If you don’t live under a rock, you’ve probably heard the big news: New Superpower Found--Introversion!
As we all know, introverts have been misunderstood for all of human history. Extroverts get all the praise while the introverts do all the real work. We are just now beginning to understand the truth--that all the good in this world is done by introverts and that extroverts are lumbering, glory-stealing idiots.
Now, I’m not trying to mock introverts, not at all. I’m a natural extrovert who grew up in a mostly introverted family. I love my introverted siblings and parents with all my heart. They are brilliant and talented and interesting and fun to be around. But that’s not because they’re introverts. It’s because they are wonderful people. Introversion is just a small part of what makes them who they are.

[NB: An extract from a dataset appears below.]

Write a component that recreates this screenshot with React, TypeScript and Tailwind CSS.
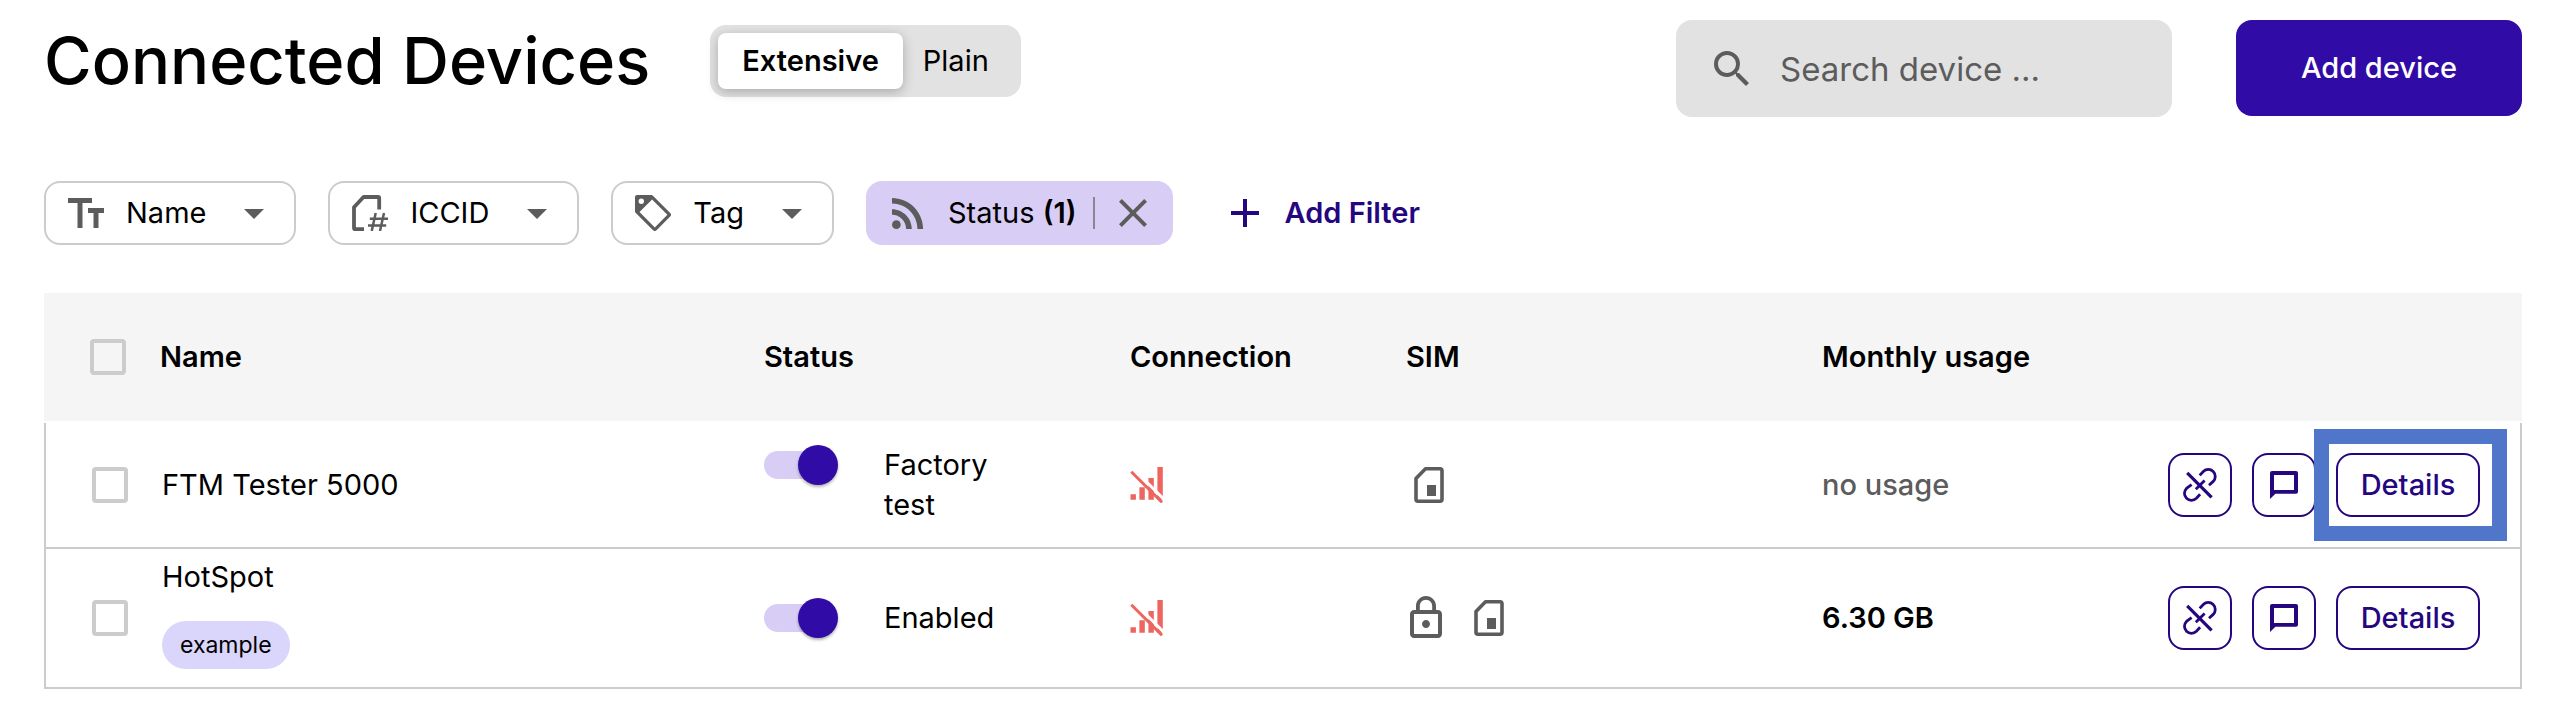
import React from "react";
import {
  MdAdd,
  MdArrowDropDown,
  MdClose,
  MdLockOutline,
  MdRssFeed,
  MdSearch,
} from "react-icons/md";

function TextSizeIcon() {
  return (
    <svg viewBox="0 0 36 30" className="h-[30px] w-9 fill-current" aria-hidden="true">
      <path d="M0 0h24v5h-9.5v25h-5V5H0zM20 10h16v5h-5.5v15h-5V15H20z" />
    </svg>
  );
}

function SimHashIcon() {
  return (
    <svg viewBox="0 0 36 36" className="size-9 fill-none stroke-current" aria-hidden="true">
      <path
        strokeWidth="3.8"
        strokeLinejoin="round"
        d="M12 34.1H3.2a1.2 1.2 0 0 1-1.2-1.2V12.2L11.5 2H26a1.2 1.2 0 0 1 1.2 1.2V14.5"
      />
      <path
        strokeWidth="2.5"
        d="M23.7 18l-4 18M32 18l-4 18M17.8 23.8H36M16 30.6h18.2"
      />
    </svg>
  );
}

function TagIcon() {
  return (
    <svg viewBox="2 2 20 20" className="size-9 fill-current" aria-hidden="true">
      <path d="M5.5,7A1.5,1.5 0 0,0 7,5.5A1.5,1.5 0 0,0 5.5,4A1.5,1.5 0 0,0 4,5.5A1.5,1.5 0 0,0 5.5,7M21.41,11.9C21.9,12.4 22,12.6 22,13C22,13.4 21.9,13.6 21.41,14.1L14.1,21.41C13.6,21.9 13.4,22 13,22C12.6,22 12.4,21.9 11.9,21.41L2.59,12.1C2.1,11.6 2,11.4 2,11V3.2C2,2.5 2.5,2 3.2,2H11C11.4,2 11.6,2.1 12.1,2.59L21.41,11.9M13,20L20,13L11.5,4.5L4.5,11.5L13,20Z" />
    </svg>
  );
}

function SimIcon() {
  return (
    <svg viewBox="0 0 30 36" className="h-9 w-[30px] text-[#5c5c5c]" aria-label="SIM card" role="img">
      <path
        fill="none"
        stroke="currentColor"
        strokeWidth="3.6"
        strokeLinejoin="round"
        d="M2 11.5L11.5 1.8H26a2 2 0 0 1 2 2V32.2a2 2 0 0 1-2 2H4a2 2 0 0 1-2-2z"
      />
      <path fill="currentColor" d="M13 18h9v11h-9z" />
    </svg>
  );
}

function NoSignalIcon() {
  return (
    <svg viewBox="0 0 34 36" className="h-9 w-[34px]" aria-label="Not connected" role="img">
      <path
        className="fill-[#ee6560]"
        d="M.5 27.3h5.4v5.4H.5zM9.4 20.2h5.4v12.5H9.4zM18.4 11h5.4v21.7h-5.4zM27.4 0h5.4v32.7h-5.4z"
      />
      <path className="stroke-white" strokeWidth="3" d="M4 2.3l31.5 31.5" />
      <path className="stroke-[#ee6560]" strokeWidth="3" d="M1.3 4.8L32 35.3" />
    </svg>
  );
}

function UnlinkIcon() {
  return (
    <svg
      viewBox="0 0 34 34"
      className="size-[34px] fill-none stroke-current"
      strokeWidth="2.8"
      aria-hidden="true"
    >
      <path d="M16.7 7.4l3.6-3.9a7 7 0 0 1 9.9 9.9l-4.2 3.8" />
      <path d="M8.6 16.6l-5.1 3.8a7 7 0 0 0 9.9 9.9l3.7-4" />
      <path d="M12.8 21.2l8.8-8.8" />
      <path strokeWidth="3.2" d="M4.2 4.8l24.4 24.6" />
    </svg>
  );
}

function MessageIcon() {
  return (
    <svg viewBox="0 0 28 28" className="size-7 fill-current" aria-hidden="true">
      <path
        fillRule="evenodd"
        d="M2 0h24a2 2 0 0 1 2 2v18.7a2 2 0 0 1-2 2H5.4L0 28V2a2 2 0 0 1 2-2zM4 4v15h20V4z"
      />
    </svg>
  );
}

function FilterChip({ icon, label }: { icon: React.ReactNode; label: string }) {
  return (
    <button
      type="button"
      className="flex h-16 items-center rounded-2xl border-2 border-[#cccccc] pr-4 pl-[22px] text-[#5c5c5c]"
    >
      {icon}
      <span className="ml-[22px] text-black">{label}</span>
      <MdArrowDropDown className="ml-6 size-12" aria-hidden="true" />
    </button>
  );
}

function Checkbox({ label }: { label: string }) {
  return (
    <input
      type="checkbox"
      aria-label={label}
      className="block size-9 appearance-none rounded-sm border-4 border-[#cccccc] checked:bg-[#300ba6]"
    />
  );
}

function Toggle({ label }: { label: string }) {
  return (
    <label className="flex items-start gap-[46px]">
      <input type="checkbox" role="switch" defaultChecked className="peer sr-only" />
      <span className="flex h-10 w-[74px] shrink-0 items-center" aria-hidden="true">
        <span className="h-7 w-16 rounded-full bg-[#d8cdf5]" />
        <span className="-ml-[30px] size-10 shrink-0 rounded-full bg-[#300ba6] shadow-[0_2px_3px_rgba(0,0,0,0.3)]" />
      </span>
      <span className="max-w-36">{label}</span>
    </label>
  );
}

const outlineButton =
  "flex h-16 items-center justify-center rounded-2xl border-2 border-[#25067f] text-[#25067f]";

type Device = {
  name: string;
  tag?: string;
  status: string;
  locked: boolean;
  usage: string;
  highlighted: boolean;
};

const devices: Device[] = [
  { name: "FTM Tester 5000", status: "Factory test", locked: false, usage: "no usage", highlighted: true },
  { name: "HotSpot", tag: "example", status: "Enabled", locked: true, usage: "6.30 GB", highlighted: false },
];

function DeviceRow({ device }: { device: Device }) {
  return (
    <tr className="*:h-[126px] *:border-b-2 *:border-[#cccccc] *:p-0 *:align-middle">
      <td className="border-l-2">
        <div className="pl-[46px]">
          <Checkbox label={`Select ${device.name}`} />
        </div>
      </td>
      <td>
        <div className={device.tag ? "pt-2 pb-[18px] pl-0.5" : "pl-0.5"}>
          <div>{device.name}</div>
          {device.tag && (
            <span className="mt-6 flex h-12 w-fit items-center rounded-full bg-[#dad5fb] px-[18px] text-[23px]">
              {device.tag}
            </span>
          )}
        </div>
      </td>
      <td>
        <Toggle label={device.status} />
      </td>
      <td>
        <NoSignalIcon />
      </td>
      <td>
        {device.locked ? (
          <div className="-ml-1 flex items-center gap-6">
            <MdLockOutline className="size-12 text-[#5c5c5c]" aria-label="Locked" />
            <SimIcon />
          </div>
        ) : (
          <div className="pl-2">
            <SimIcon />
          </div>
        )}
      </td>
      <td className={device.highlighted ? "font-medium text-[#5c5c5c]" : "font-semibold"}>
        {device.usage}
      </td>
      <td className="border-r-2">
        <div className="flex justify-end gap-5 pr-10">
          <button type="button" aria-label="Unlink device" className={`${outlineButton} w-16`}>
            <UnlinkIcon />
          </button>
          <button type="button" aria-label="Send message" className={`${outlineButton} w-16`}>
            <MessageIcon />
          </button>
          <div className="relative">
            <button type="button" className={`${outlineButton} w-36 font-medium`}>
              Details
            </button>
            {device.highlighted && (
              <span className="pointer-events-none absolute -top-6 -right-[27px] -bottom-6 -left-[22px] border-[15px] border-[#4f76c8]" />
            )}
          </div>
        </div>
      </td>
    </tr>
  );
}

export default function App() {
  return (
    <main className="min-h-screen bg-white pt-5 pr-[42px] pb-9 pl-[44px] font-['Inter',sans-serif] text-[29px] leading-10 text-black">
      <header className="flex items-start justify-between">
        <div className="flex items-start gap-[60px]">
          <h1 className="text-[65px] leading-[82px] font-medium">Connected Devices</h1>
          <div className="mt-[5px] flex h-[72px] items-center rounded-2xl bg-[#e2e2e2] pr-3 pl-2">
            <button
              type="button"
              className="h-14 rounded-lg bg-white px-6 font-semibold shadow-[0_3px_12px_rgba(0,0,0,0.25)]"
            >
              Extensive
            </button>
            <button type="button" className="h-14 px-5">
              Plain
            </button>
          </div>
        </div>
        <div className="flex items-start gap-16">
          <label className="flex h-[97px] w-[496px] items-center rounded-2xl bg-[#e2e2e2] pl-8 text-[#5c5c5c]">
            <MdSearch className="size-12 shrink-0" aria-hidden="true" />
            <input
              type="search"
              aria-label="Search device"
              placeholder="Search device ..."
              className="ml-6 w-full min-w-0 bg-transparent text-[33px] outline-none placeholder:text-[#5c5c5c]"
            />
          </label>
          <button
            type="button"
            className="h-24 w-[286px] rounded-2xl bg-[#300ba6] font-medium text-white"
          >
            Add device
          </button>
        </div>
      </header>

      <div className="mt-16 flex items-center gap-8">
        <FilterChip icon={<TextSizeIcon />} label="Name" />
        <FilterChip icon={<SimHashIcon />} label="ICCID" />
        <FilterChip icon={<TagIcon />} label="Tag" />
        <div className="flex h-16 items-center rounded-2xl bg-[#d8cdf5] pr-4 pl-[18px] text-[#5c5c5c]">
          <MdRssFeed className="size-12" aria-hidden="true" />
          <span className="ml-4 text-black">
            Status <span className="font-semibold">(1)</span>
          </span>
          <span className="mr-3.5 ml-4 h-8 w-0.5 bg-[#8a8595]" aria-hidden="true" />
          <button type="button" aria-label="Remove status filter">
            <MdClose className="size-12" />
          </button>
        </div>
        <button type="button" className="ml-4 flex h-16 items-center gap-4 font-semibold text-[#25067f]">
          <MdAdd className="size-12" aria-hidden="true" />
          Add Filter
        </button>
      </div>

      <table className="mt-12 w-full table-fixed border-separate border-spacing-0 text-left">
        <colgroup>
          <col className="w-[116px]" />
          <col className="w-[604px]" />
          <col className="w-[366px]" />
          <col className="w-[276px]" />
          <col className="w-[416px]" />
          <col className="w-[260px]" />
          <col className="w-[440px]" />
        </colgroup>
        <thead>
          <tr className="*:h-[130px] *:border-b-2 *:border-white *:bg-[#f5f5f5] *:bg-clip-padding *:p-0 *:align-middle *:font-semibold">
            <th>
              <div className="pl-[46px]">
                <Checkbox label="Select all devices" />
              </div>
            </th>
            <th>Name</th>
            <th>Status</th>
            <th>Connection</th>
            <th>SIM</th>
            <th>Monthly usage</th>
            <th aria-label="Actions" />
          </tr>
        </thead>
        <tbody>
          {devices.map((device) => (
            <DeviceRow key={device.name} device={device} />
          ))}
        </tbody>
      </table>
    </main>
  );
}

Yes, introverts have been largely misunderstood in the past, but now that we’re beginning to understand introverts a bit better, we are also starting to put down extroverts. So here are a few of the trendy myths about extroverts that we need to recognize.
1. They are loud.
Some extroverts are loud. I would say that the vast majority are probably not. Extroverts don’t typically talk softly, but that doesn’t mean they yell all the time.
2. They’re chatterboxes who can’t shut up.
Some extroverts are extremely chatty all the time, and I would say that most of us can be very chatty in certain situations. But introverts can also be chatty when they feel comfortable. That’s the thing: all of us are willing to talk when we feel comfortable; it’s just that extroverts tend to feel comfortable more often than introverts.
3. They could make friends with a rock--and they probably will.
Extroversion does not translate to friendliness or good social skills. Extroverts don’t like everyone. They don’t always feel the need to talk to their neighbors on the airplane or the bus. They can leave other people alone.
4. They’re incapable of being alone.
Everyone--including your typical extrovert--needs a little time alone now and again. Some extreme extroverts like to be around people almost all the time, but if someone hates to be alone at any time ever, it’s probably because they have issues, not because they’re an extrovert. I’ve heard that extroverts are easily bored, that they’re constantly texting, that they always need to be around other people in order to recharge their batteries. It’s just not true. They don’t need as much alone time as introverts, and they can recharge their batteries when they’re with other people, but they can also have hobbies or even a job that they like to do alone.
5. Everything is on the surface; they don’t have an “inner life.”
Extroverts are just as capable of having a rich inner life as introverts are. They can, and probably do, have deep, complex thoughts and ideas. It may not be obvious because they may be more willing to talk about these ideas and even laugh about them than introverts are, which can lead introverts to believe that their ideas are trite or shallow. They can appear silly and not serious, but that’s not usually true.
6. They’re great as politicians and CEOs, but they aren’t artists or scientists.
I have news for you--I’m an extrovert and I’m a writer! And I resent the idea that I might not be as good at writing as an introvert simply because our personalities are different. But that seems to be what people are implying these days. Yes, some professions are perhaps more generally filled with extroverts rather than introverts, and vice versa, but that doesn’t mean that either extroverts or introverts are limited to certain careers.
7. They’re not very smart.
As we all know, introverts are very gifted and talented while extroverts are just your mediocre, average Joes. Wrong! Of course there are many intelligent introverts, but there are also plenty of smart extroverts! And no, I’m not talking about “street smarts” or “social skills,” I’m talking about book smarts, original ideas, and hard-core intellectualism. And it’s not “difficult” for extroverts to be this way. Introverts are not naturally smarter than extroverts (nor is it the other way around). End of story.
8. They will never understand introverts.
This is the number-one complaint I hear from introverts-- “Extroverts just don’t get it. They are incapable of understanding us.” Well, sure, it’s impossible to say I completely understand another person’s life experience without living through it myself, but I grew up around introverts. I have siblings who are extremely introverted and I see how things affect them and how they respond to different situations. What’s more, while introvert/extrovert can be a useful distinction for our relationships, it’s never the stark dichotomy we sometimes make it out to be. I am not an extreme extrovert; I have some introversion in me. I know what it’s like to be overwhelmed by socializing for too long, to need to have some time to myself, and to feel uncomfortable in a crowd of people. Introversion is not foreign or alien to me, and I imagine it isn’t foreign to most extroverts. Like with all of our differences as human beings, those who are willing and eager to understand will make an effort to do so, while those who don’t care will probably never “get it.” Sure, there are extroverts who don’t care and never will, but they have no right to speak for the rest of us. I married an introvert. I care about him and I want to understand. And guess what? Because I care, I do understand in lots of ways. Sure, there are times I get exasperated or frustrated with him, just the way he sometimes gets exasperated and frustrated with me. We’re different. But we understand one another.
If you’re an introvert, there’s one main thing I hope you get from this: There are extroverts in your life who love you. Don’t assume they don’t understand you or that they’re completely different from you. Contrary to what the media wants you to believe, we’re more alike than we are different.